Gwynfryn has been with the Welsh-language radio station Radio Cymru since its inception in 1977, fronting the flagship morning programme and presenting shows such as Hywel a Nia and Helo Bobol, as well as reporting annually from the Eisteddfod. Alongside his radio career, Gwynfryn has also presented television shows including Heddiw and Rhaglen Hywel Gwynfryn, and in 1972, with Huw Ceredig, started a weekly Welsh disco called Noson Barbarella in Cardiff. In 1990 he fronted On your bike, a series following the fortunes of Welsh families who had gone to live in other countries.

Gwynfryn has also written pantomimes, including Jiw Jiw Jeifin Jenkins, as well as a film for the Welsh-language television station S4C.

==Honours and awards==
In the 1980s, Gwynfryn refused appointment as a Member of the Order of the British Empire (MBE), explaining that "when I got the offer I had just been made a fellow of Bangor University and had been given the green uniform by the Orsedd, so I felt that I had been recognized by my country." He added that he did not believe broadcasters and journalists should receive such honours.

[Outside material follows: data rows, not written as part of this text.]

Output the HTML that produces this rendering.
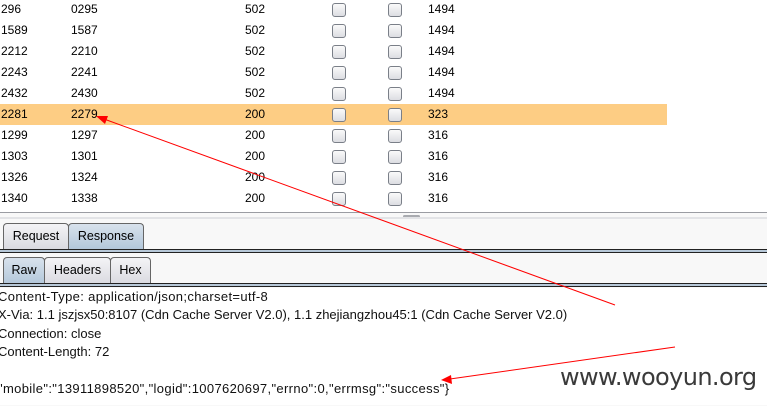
<!DOCTYPE html>
<html><head><style>
body{margin:0;width:767px;height:405px;overflow:hidden;background:#fff;font-family:"Liberation Sans",sans-serif;font-size:12px;color:#000;position:relative}
.row{position:absolute;left:0;width:667px;height:21px}
.row span{position:absolute;top:3px}
.cb{position:absolute;top:4px;width:12px;height:12px;border:1px solid #7a7f88;border-radius:3px;background:linear-gradient(#fafafa,#dcdde2)}
.sep{position:absolute;left:0;width:767px}
.tab{position:absolute;box-sizing:border-box;border:1px solid #666;border-bottom:none;border-radius:4px 4px 0 0;background:linear-gradient(#f4f4f6,#d9dae0);text-align:center;font-size:12.5px;line-height:25px}
.tab.sel{background:linear-gradient(#d8e2ec,#b3c7da)}
.txt{position:absolute;left:-2px;font-size:13px;white-space:pre;color:#111}
</style></head><body>
<div class="row" style="top:-1px"><span style="left:1px">296</span><span style="left:71px">0295</span><span style="left:245px">502</span><div class="cb" style="left:332px"></div><div class="cb" style="left:388px"></div><span style="left:428px">1494</span></div>
<div class="row" style="top:20px"><span style="left:1px">1589</span><span style="left:71px">1587</span><span style="left:245px">502</span><div class="cb" style="left:332px"></div><div class="cb" style="left:388px"></div><span style="left:428px">1494</span></div>
<div class="row" style="top:41px"><span style="left:1px">2212</span><span style="left:71px">2210</span><span style="left:245px">502</span><div class="cb" style="left:332px"></div><div class="cb" style="left:388px"></div><span style="left:428px">1494</span></div>
<div class="row" style="top:62px"><span style="left:1px">2243</span><span style="left:71px">2241</span><span style="left:245px">502</span><div class="cb" style="left:332px"></div><div class="cb" style="left:388px"></div><span style="left:428px">1494</span></div>
<div class="row" style="top:83px"><span style="left:1px">2432</span><span style="left:71px">2430</span><span style="left:245px">502</span><div class="cb" style="left:332px"></div><div class="cb" style="left:388px"></div><span style="left:428px">1494</span></div>
<div class="row" style="top:104px;background:#fdcd84"><span style="left:1px">2281</span><span style="left:71px">2279</span><span style="left:245px">200</span><div class="cb" style="left:332px"></div><div class="cb" style="left:388px"></div><span style="left:428px">323</span></div>
<div class="row" style="top:125px"><span style="left:1px">1299</span><span style="left:71px">1297</span><span style="left:245px">200</span><div class="cb" style="left:332px"></div><div class="cb" style="left:388px"></div><span style="left:428px">316</span></div>
<div class="row" style="top:146px"><span style="left:1px">1303</span><span style="left:71px">1301</span><span style="left:245px">200</span><div class="cb" style="left:332px"></div><div class="cb" style="left:388px"></div><span style="left:428px">316</span></div>
<div class="row" style="top:167px"><span style="left:1px">1326</span><span style="left:71px">1324</span><span style="left:245px">200</span><div class="cb" style="left:332px"></div><div class="cb" style="left:388px"></div><span style="left:428px">316</span></div>
<div class="row" style="top:188px"><span style="left:1px">1340</span><span style="left:71px">1338</span><span style="left:245px">200</span><div class="cb" style="left:332px"></div><div class="cb" style="left:388px"></div><span style="left:428px">316</span></div>
<div class="sep" style="top:212px;height:193px;background:#f8f8f8;border-top:1px solid #9a9ca2"></div>
<div style="position:absolute;left:403px;top:215px;width:17px;height:3px;background:#a9abb0;border-radius:2px"></div>
<div class="sep" style="top:217px;height:2px;background:#e2e3e6"></div>
<div class="tab" style="left:3px;top:223px;width:66px;height:26px">Request</div>
<div class="tab sel" style="left:68px;top:223px;width:76px;height:26px">Response</div>
<div class="sep" style="top:249px;height:2px;background:#b7c8d8;border-top:1px solid #222;border-bottom:1px solid #222"></div>
<div class="tab sel" style="left:3px;top:257px;width:42px;height:27px">Raw</div>
<div class="tab" style="left:44px;top:257px;width:67px;height:27px">Headers</div>
<div class="tab" style="left:110px;top:257px;width:41px;height:27px">Hex</div>
<div class="sep" style="top:283px;height:2px;background:#b7c8d8;border-top:1px solid #222;border-bottom:1px solid #222"></div>
<div class="sep" style="top:288px;height:117px;background:#fff"></div>
<div class="txt" style="top:289px;letter-spacing:0.35px">Content-Type: application/json;charset=utf-8</div>
<div class="txt" style="top:307px">X-Via: 1.1 jszjsx50:8107 (Cdn Cache Server V2.0), 1.1 zhejiangzhou45:1 (Cdn Cache Server V2.0)</div>
<div class="txt" style="top:326px">Connection: close</div>
<div class="txt" style="top:344px">Content-Length: 72</div>
<div class="txt" style="top:381px;letter-spacing:0.35px">"mobile":"13911898520","logid":1007620697,"errno":0,"errmsg":"success"}</div>
<div style="position:absolute;left:560px;top:363px;font-size:24px;color:#3a3a3a;font-family:'DejaVu Sans',sans-serif;letter-spacing:-0.6px">www.wooyun.org</div>
<svg style="position:absolute;left:0;top:0" width="767" height="405">
<line x1="615" y1="305" x2="104" y2="119" stroke="red" stroke-width="1"/>
<polygon points="96,116 108,116 105,124" fill="red"/>
<line x1="675" y1="347" x2="450" y2="379" stroke="red" stroke-width="1"/>
<polygon points="441,380 451,375 452,384" fill="red"/>
</svg>
</body></html>
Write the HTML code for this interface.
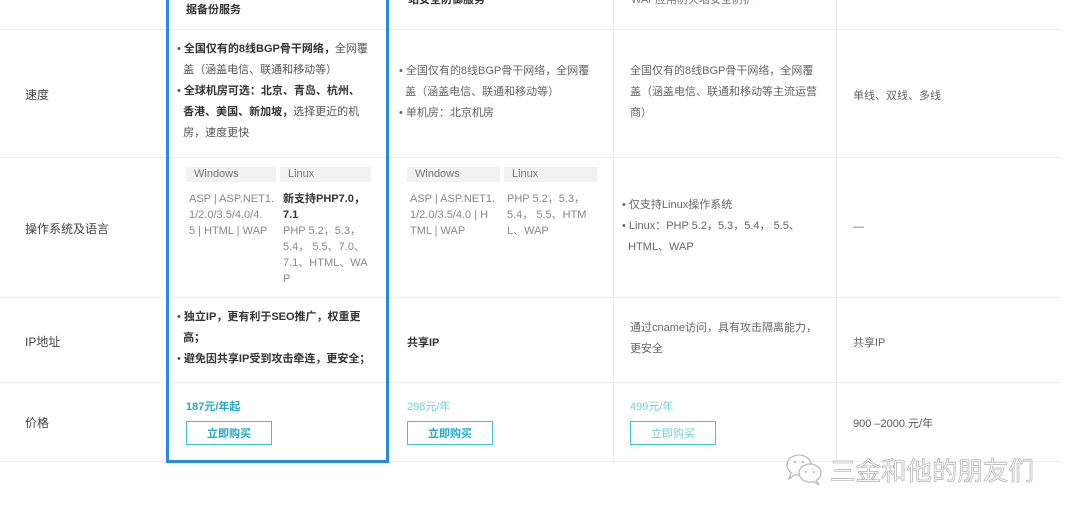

In September 2023 it was announced that Gwynfryn would receive the Outstanding Contribution Award at the 2023 BAFTA Cymru Awards the following month.

==Personal life==
Gwynfryn was born in Llangefni, Anglesey. He was educated at Ysgol Gyfun Llangefni and the Royal Welsh College of Music & Drama. As a student he was a roommate of Lynn Davies.

Gwynfryn and his wife Anja had five children, one of whom is musician and broadcaster H. Hawkline; Anja died on 6 October 2018 from cancer. He also has two children from his first marriage.